Frau Lüth versuchte nun gemeinsam mit allen Anwesenden eine Matrix zu erstellen , die auf der einen Seite die verschiedenen Alternativen auflistet und andererseits ihre Realisierbarkeit darstellt.
Die Vorteile eines zentralen medizinischen Versorgungszentrum auf Amrum kristallisierten sich eindeutig heraus, eine Umsetzung ist aber nicht so einfach zu realisieren. Erste Schätzungen gehen davon aus, dass mindestens 300 qm Fläche für eine Gemeinschaftspraxis vorhanden sein müssten, zusätzlich wäre es sinnvoll, bei einem Neubau auch Wohnungen für das medizinische Personal vorzusehen. Attraktiver, bezahlbarer Wohnraum ist eine Grundvoraussetzung qualifiziertes Personal nach Amrum zu bekommen.
Idealerweise würde dieses „Ärztehaus“ / Medizinische Versorgungszentrum in Eigenregie der Niedergelassenen Ärzte betrieben. Die Gebäude müssten von der Kommune zur Verfügung gestellt und entsprechend angemietet werden.
Dr. Claudia Derichs machte deutlich, dass sie sich vorstellen könnte, so ein Zentrum zu betreiben, wobei ihre bevorzugte Lage die Gemeinde Nebel ist, idealerweise das Gebiet westlich der jetzigen Praxis. Damit liegen dann Ärztliche Versorgung, Hubschrauber Landeplatz, Seniorenheim und nicht zuletzt ihre Wohnung zentral und dicht beisammen, was auch eine deutliche Zeitersparnis für die anfallenden Bereitschaftsdienste bedeutet.
Nebels Bürgermeister Bendixen erklärte, dass es laut Auskunft des Bauamtes etwa 4 Jahre dauern würde, für dieses Gebiet einen Bebauungsplan zu erstellen und die Grundstücke auch noch angekauft werden müssten. Der Gemeinde Norddorf wurden in jüngster Zeit zwei bebaute Grundstücke angeboten, wobei die dort vorhandenen Häuser aufwendig umgebaut oder auch abgerissen und eventuell neu gebaut werden müssten, um den Ansprüchen einer barrierefreien Nutzung zu entsprechen. Die einfachste und vor allen schnellste Lösung scheint das Gebäude des Amrumer Badeland/Amrum Spa zu sein, weil dort schon zahlreiche ebenerdige Räume zur Nutzung vorhanden sind. Eventuell zusätzlich notwendige Räumlichkeiten könnten relativ schnell errichtet werden (ein B-Plan besteht), eine komplette Infrastruktur ist vorhanden und Synergien im Bereich der Anmeldung mit dem Amrum Spa sind denkbar.

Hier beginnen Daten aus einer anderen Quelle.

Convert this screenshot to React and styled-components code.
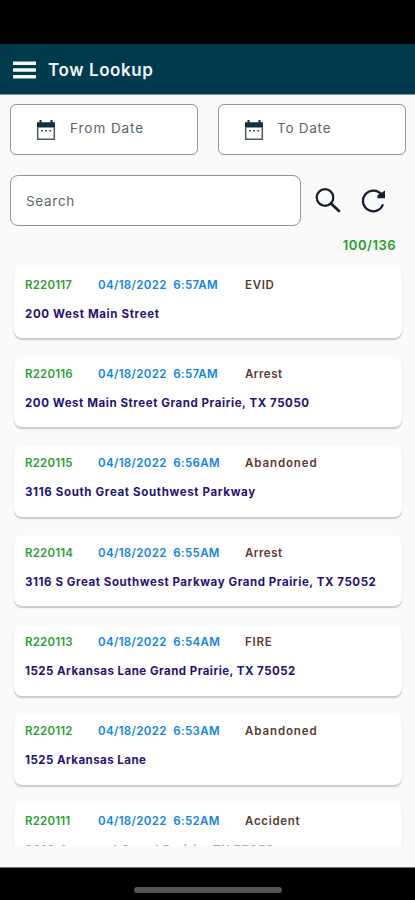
import React from "react";
import styled, { createGlobalStyle } from "styled-components";

const GlobalStyle = createGlobalStyle`
  * {
    box-sizing: border-box;
  }
  body {
    margin: 0;
    background: #fafafa;
    font-family: Inter, "Open Sans", sans-serif;
  }
`;

const Screen = styled.div`
  width: 415px;
  height: 900px;
  display: flex;
  flex-direction: column;
  overflow: hidden;
  background: #fafafa;
`;

const StatusBar = styled.div`
  flex: none;
  height: 44px;
  background: #000;
`;

const Header = styled.header`
  flex: none;
  height: 51px;
  padding: 1px 0 0 13px;
  display: flex;
  align-items: center;
  gap: 12px;
  background: #003a4d;
  border-bottom: 1px solid #7f939b;
`;

const Title = styled.h1`
  margin: 0;
  color: #f2f6f7;
  font-size: 17px;
  font-weight: 600;
  line-height: 24px;
  letter-spacing: 0.6px;
`;

const Dates = styled.div`
  flex: none;
  display: grid;
  grid-template-columns: 188px 188px;
  gap: 20px;
  padding: 9px 0 0 10px;
`;

const Field = styled.div`
  height: 51px;
  display: flex;
  align-items: center;
  background: #fff;
  border: 1px solid #929596;
  border-radius: 6px;
`;

const DateField = styled(Field)`
  padding: 2px 0 0 25px;
  gap: ${(props) => props.gap};
`;

const Placeholder = styled.span`
  color: #59666c;
  font-size: 13.5px;
  line-height: 18px;
  letter-spacing: ${(props) => props.spacing || "0.5px"};
  padding-bottom: ${(props) => props.lift || "0"};
`;

const SearchRow = styled.div`
  flex: none;
  display: flex;
  align-items: center;
  padding: 20px 0 0 10px;
`;

const SearchField = styled(Field)`
  width: 291px;
  padding-left: 15px;
  border-radius: 8px;
`;

const IconButton = styled.button`
  display: flex;
  padding: 0;
  margin-left: ${(props) => props.gap};
  border: 0;
  background: none;
`;

const Count = styled.div`
  flex: none;
  height: 41px;
  padding: 9px 19px 0 0;
  text-align: right;
  color: #1fa02a;
  font-size: 13px;
  font-weight: 600;
  line-height: 20px;
  letter-spacing: 0.5px;
`;

const List = styled.div`
  flex: none;
  height: 579px;
  display: flex;
  flex-direction: column;
  gap: 18.4px;
  padding: 0 13px 0 14px;
  overflow: hidden;
`;

const Card = styled.article`
  flex: none;
  height: 71px;
  padding: 9.5px 0 0 11px;
  background: #fff;
  border-radius: 8px;
  box-shadow: 0 1.5px 1.5px rgba(0, 0, 0, 0.2);
`;

const CardTop = styled.div`
  display: grid;
  grid-template-columns: 73px 147px 1fr;
  font-size: 11.5px;
  font-weight: 600;
  line-height: 16px;
  white-space: pre;
`;

const Number = styled.span`
  color: #2e9f34;
  letter-spacing: 0.2px;
`;

const Time = styled.span`
  color: #1284e8;
  letter-spacing: 0.35px;
`;

const Reason = styled.span`
  color: #5b3a30;
  letter-spacing: ${(props) => props.spacing};
`;

const Address = styled.div`
  margin-top: 13px;
  color: ${(props) => (props.faded ? "#aaa" : "#1e1478")};
  font-size: 11.5px;
  font-weight: 700;
  line-height: 16px;
  letter-spacing: ${(props) => props.spacing};
  white-space: nowrap;
`;

const Bottom = styled.div`
  flex: none;
  height: 33px;
  margin-top: auto;
  padding-top: 19px;
  display: flex;
  justify-content: center;
  background: #000;
  border-top: 1px solid #777;
`;

const HomeIndicator = styled.div`
  width: 148px;
  height: 6px;
  border-radius: 3px;
  background: #555;
`;

const reasonSpacing = {
  EVID: "0.7px",
  Arrest: "0.5px",
  Abandoned: "0.9px",
  FIRE: "0.8px",
  Accident: "0.7px",
};

const tows = [
  { number: "R220117", time: "6:57AM", reason: "EVID", address: "200 West Main Street", spacing: "0.65px" },
  { number: "R220116", time: "6:57AM", reason: "Arrest", address: "200 West Main Street Grand Prairie, TX 75050" },
  { number: "R220115", time: "6:56AM", reason: "Abandoned", address: "3116 South Great Southwest Parkway", spacing: "0.65px" },
  { number: "R220114", time: "6:55AM", reason: "Arrest", address: "3116 S Great Southwest Parkway Grand Prairie, TX 75052" },
  { number: "R220113", time: "6:54AM", reason: "FIRE", address: "1525 Arkansas Lane Grand Prairie, TX 75052", spacing: "0.48px" },
  { number: "R220112", time: "6:53AM", reason: "Abandoned", address: "1525 Arkansas Lane", spacing: "0.46px" },
  { number: "R220111", time: "6:52AM", reason: "Accident", address: "2610 Avenue J Grand Prairie, TX 75052", faded: true, spacing: "0.8px" },
];

function MenuIcon() {
  return (
    <svg width="23" height="18" viewBox="0 0 23 18" fill="#f4f7f8">
      <rect y="0.5" width="23" height="3.6" rx="0.6" />
      <rect y="7.2" width="23" height="3.6" rx="0.6" />
      <rect y="13.9" width="23" height="3.6" rx="0.6" />
    </svg>
  );
}

function CalendarIcon() {
  return (
    <svg width="20" height="21" viewBox="0 0 20 21" fill="#12303f">
      <path d="M1 2.2h2.5V0h2v2.2h9V0h2v2.2H19V7.6H1z" />
      <path d="M1.7 7v12.2h16.6V7" fill="none" stroke="#4a5b63" strokeWidth="1.5" />
      <path d="M5 10h1.6v1.6H5zM9.2 10h1.6v1.6H9.2zM13.4 10H15v1.6h-1.6z" />
    </svg>
  );
}

function SearchIcon() {
  return (
    <svg width="28" height="28" viewBox="0 0 28 28" fill="none" stroke="#151f2b">
      <circle cx="11" cy="10.5" r="8.3" strokeWidth="2.2" />
      <path d="M17 16.5l8.8 8.2" strokeWidth="2.8" />
    </svg>
  );
}

function RefreshIcon() {
  return (
    <svg width="26" height="26" viewBox="0 0 26 26" fill="none">
      <path d="M21.5 6.7A10.3 10.3 0 1 0 23 16.4" stroke="#151f2b" strokeWidth="2.3" />
      <path d="M25 2.4v7.8h-7.6V7.2z" fill="#151f2b" />
    </svg>
  );
}

function TowCard({ tow }) {
  return (
    <Card>
      <CardTop>
        <Number>{tow.number}</Number>
        <Time>{"04/18/2022  " + tow.time}</Time>
        <Reason spacing={reasonSpacing[tow.reason]}>{tow.reason}</Reason>
      </CardTop>
      <Address spacing={tow.spacing || "0.57px"} faded={tow.faded}>
        {tow.address}
      </Address>
    </Card>
  );
}

function App() {
  return (
    <Screen>
      <GlobalStyle />
      <StatusBar />
      <Header>
        <MenuIcon />
        <Title>Tow Lookup</Title>
      </Header>
      <Dates>
        <DateField gap="14px">
          <CalendarIcon />
          <Placeholder lift="6px" spacing="0.95px">From Date</Placeholder>
        </DateField>
        <DateField gap="13px">
          <CalendarIcon />
          <Placeholder lift="6px" spacing="0.75px">To Date</Placeholder>
        </DateField>
      </Dates>
      <SearchRow>
        <SearchField>
          <Placeholder spacing="0.7px">Search</Placeholder>
        </SearchField>
        <IconButton gap="13px" aria-label="Search">
          <SearchIcon />
        </IconButton>
        <IconButton gap="18px" aria-label="Refresh">
          <RefreshIcon />
        </IconButton>
      </SearchRow>
      <Count>100/136</Count>
      <List>
        {tows.map((tow) => (
          <TowCard key={tow.number} tow={tow} />
        ))}
      </List>
      <Bottom>
        <HomeIndicator />
      </Bottom>
    </Screen>
  );
}

export default App;
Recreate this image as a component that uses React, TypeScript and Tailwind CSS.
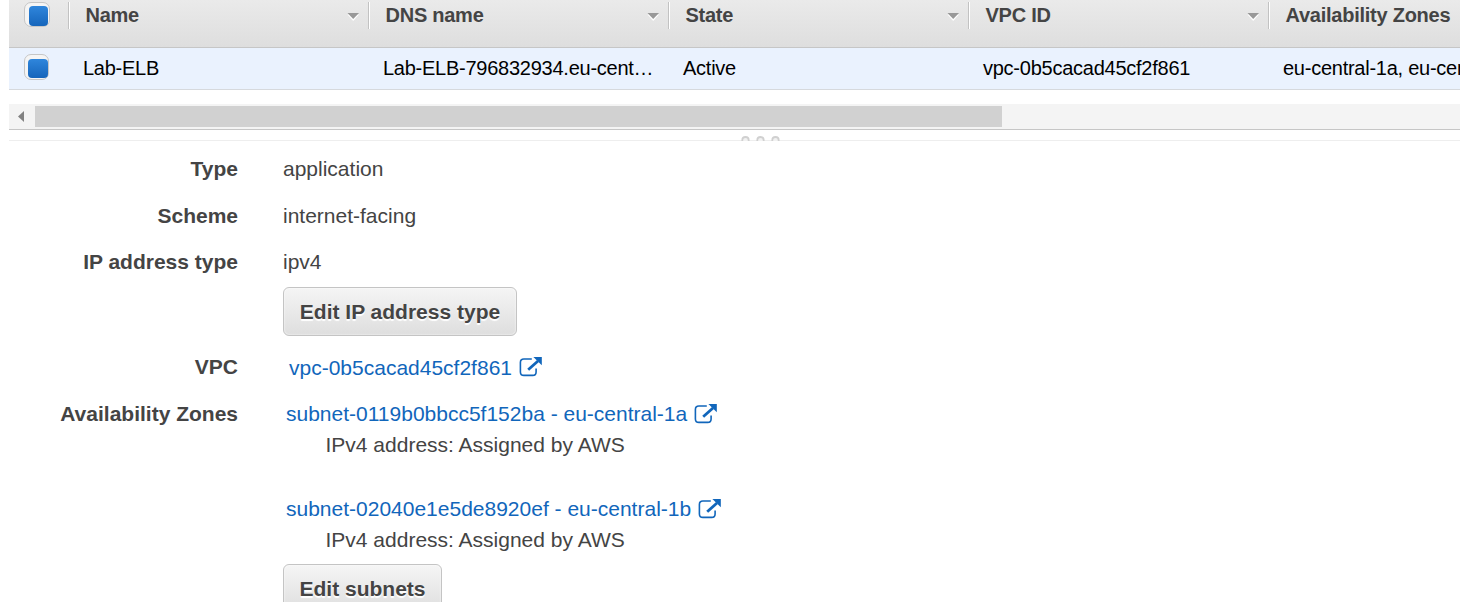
import React from "react";

const columns = [
  { title: "Name", value: "Lab-ELB" },
  { title: "DNS name", value: "Lab-ELB-796832934.eu-cent…" },
  { title: "State", value: "Active" },
  { title: "VPC ID", value: "vpc-0b5cacad45cf2f861" },
  { title: "Availability Zones", value: "eu-central-1a, eu-cen" },
];

function Checkbox({ header = false }: { header?: boolean }) {
  return (
    <span
      className={
        header
          ? "block h-[25px] w-[26px] rounded-[7px] border border-[#c6c6c6] bg-[#f5f5f5] pt-[3px] pl-1"
          : "block h-[26px] w-[25px] rounded-[7px] border border-[#c6c6c6] bg-[#f5f5f5] pt-1 pl-[3px]"
      }
    >
      <span
        className={
          header
            ? "block h-5 w-[19px] rounded-[4px] bg-linear-to-b from-[#2f86dc] to-[#1565bb]"
            : "block h-[19px] w-5 rounded-[4px] bg-linear-to-b from-[#2f86dc] to-[#1565bb]"
        }
      />
    </span>
  );
}

function SortArrow() {
  return (
    <svg className="mt-[11px] mr-[9px] h-[8px] w-[12px] shrink-0" viewBox="0 0 12 8">
      <path d="M0.5 1.5h11.5L6.2 8z" fill="#fff" />
      <path d="M0.5 0h11.5L6.2 6z" fill="#999" />
    </svg>
  );
}

function ExternalIcon() {
  return (
    <svg className="h-[20px] w-[23px] shrink-0" viewBox="0 0 23 20" fill="none" stroke="#1166bb">
      <path d="M12.8 2H4.9Q1.4 2 1.4 5.4v9.6Q1.4 18.4 4.9 18.4h8.8Q17.1 18.4 17.1 15V11.5" strokeWidth="1.6" />
      <path d="M9.2 12.8L19 4" strokeWidth="2.8" />
      <path d="M14.4 0H22.8V8.2z" fill="#1166bb" stroke="none" />
    </svg>
  );
}

function Button({ children, className }: { children: React.ReactNode; className: string }) {
  return (
    <button
      className={
        "block rounded-[6px] border border-[#c4c4c4] bg-linear-to-b from-[#f5f5f5] to-[#dedede] text-center font-bold whitespace-nowrap text-[#444] inset-shadow-[0_0_2px_#fff] [text-shadow:0_2px_1px_#fff] " +
        className
      }
    >
      {children}
    </button>
  );
}

function Field({ label, className, children }: { label: string; className: string; children: React.ReactNode }) {
  return (
    <div className={"flex " + className}>
      <div className="w-[238px] shrink-0 text-right font-bold">{label}</div>
      <div className="pl-[45px]">{children}</div>
    </div>
  );
}

function Subnet({ name }: { name: string }) {
  return (
    <div className="h-[95px]">
      <a className="flex h-[31px] gap-[7px] pl-[3px] text-[#1166bb]">
        {name}
        <span className="pt-[5px]">
          <ExternalIcon />
        </span>
      </a>
      <div className="pl-[42.5px]">IPv4 address: Assigned by AWS</div>
    </div>
  );
}

export default function App() {
  return (
    <div className="h-[602px] w-[1460px] overflow-hidden bg-white font-['Liberation_Sans',Arial,sans-serif] text-[20px]">
      <div className="ml-[9px] tracking-[-0.25px]">
        <div className="flex h-12 overflow-hidden border-b border-[#c6c6c6] bg-linear-to-b from-[#eaeaea] to-[#dedede] pt-[2px]">
          <div className="w-[59px] shrink-0 pl-[15px]">
            <Checkbox header />
          </div>
          {columns.map((c, i) => (
            <div
              key={c.title}
              className="flex h-[27px] w-[300px] shrink-0 justify-between border-l border-[#c2c2c2] pl-[16.5px] text-[#444] inset-shadow-[1px_0_0_#fff]"
            >
              <span className="leading-[27px] font-bold whitespace-nowrap">{c.title}</span>
              {i < 4 && <SortArrow />}
            </div>
          ))}
        </div>
        <div className="flex h-[42px] overflow-hidden border-b border-[#d6d9dd] bg-[#eaf2fe]">
          <div className="w-[59px] shrink-0 pt-[6px] pl-[15px]">
            <Checkbox />
          </div>
          {columns.map((c) => (
            <div key={c.title} className="w-[300px] shrink-0 pl-[15px] leading-[41px] whitespace-nowrap text-black">
              {c.value}
            </div>
          ))}
        </div>
        <div className="mt-[14px] flex h-[26px] items-center border-b border-[#c6c6c6] bg-[#f4f4f4]">
          <div className="flex w-[26px] shrink-0 justify-start pl-[9px]">
            <svg className="h-[11px] w-[6px]" viewBox="0 0 6 11">
              <path d="M6 0v11L0 5.5z" fill="#828282" />
            </svg>
          </div>
          <div className="h-[21px] w-[967px] bg-[#d1d1d1]" />
        </div>
        <div className="flex h-[11px] items-end justify-center border-b border-[#eee]">
          <svg
            className="-mb-px ml-[53px] h-[5px] w-[40px]"
            viewBox="0 0 40 5"
            fill="#f2f2f2"
            stroke="#d0d0d0"
            strokeWidth="1.8"
          >
            <circle cx="4.5" cy="4.2" r="3.2" />
            <circle cx="19.5" cy="4.2" r="3.2" />
            <circle cx="34.5" cy="4.2" r="3.2" />
          </svg>
        </div>
      </div>

      <div className="pt-[13px] text-[21px] leading-[30px] text-[#444]">
        <Field label="Type" className="h-[47px]">application</Field>
        <Field label="Scheme" className="h-[46px]">internet-facing</Field>
        <Field label="IP address type" className="h-[105px]">
          ipv4
          <Button className="mt-[10px] h-[49px] w-[234px] pt-px leading-[46px]">Edit IP address type</Button>
        </Field>
        <Field label="VPC" className="h-[47px]">
          <a className="flex gap-[7px] pt-px pl-[6px] text-[#1166bb]">
            vpc-0b5cacad45cf2f861
            <span className="pt-[4px]">
              <ExternalIcon />
            </span>
          </a>
        </Field>
        <Field label="Availability Zones" className="h-[203px]">
          <Subnet name="subnet-0119b0bbcc5f152ba - eu-central-1a" />
          <Subnet name="subnet-02040e1e5de8920ef - eu-central-1b" />
          <Button className="-mt-[25px] h-[49px] w-[159px] pt-px leading-[46px]">Edit subnets</Button>
        </Field>
      </div>
    </div>
  );
}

Sollten sich keine niedergelassenen Ärzte finden, um eine Gemeinschaftspraxis / Medizinisches Versorgungszentrum in Eigenregie zu betreiben, gibt es auch noch die Möglichkeit eines kommunal betriebenen Versorgungszentrums. In diesem Fall sind die Ärzte angestellt. Die Verwaltung, Personalplanung, Räumlichkeiten und administrative Abwicklung müssten von der Kommune übernommen werden. Diese Variante macht es für viele Ärzte oft attraktiver, in eine Praxis einzutreten, da sie nicht das finanzielle Risiko tragen und ihre Freizeit besser planen können. Für die Kommunen ist dieses sehr viel aufwendiger. Erfahrungen von in Schleswig-Holstein betriebenen Kommunalen Medizinischen Versorgungszentren zeigen, dass dieses für die Kommune einen jährlichen finanziellen Mehraufwand von 300.000 € – 500.000 € bedeutet.
Amtsdirektor Christian Stemmer machte zum Ende der Sitzung deutlich, dass eine gemeinsame Lösung nur gefunden werden kann, wenn alle drei Gemeinden an einem Strang ziehen. Er regte an, noch vor der anstehenden Kommunalwahl in einer gemeinsamen Sitzung aller drei Gemeindevertretungen, die weitere Vorgehensweise über Betreiberform und Standort abzustimmen.
Es gilt die Weichen für eine zukunftsfähige medizinische Versorgung für die gesamte Insel Amrum zu stellen, dafür ist es sicherlich auch notwendig, einmal von festgefahrenen Standpunkten abzuweichen. Alle Beteiligten waren sich einig, dass man verhindern muss, in eine ähnliche Situation wie bei der jetzigen zahnärztlichen Versorgung zu kommen. Eile ist geboten.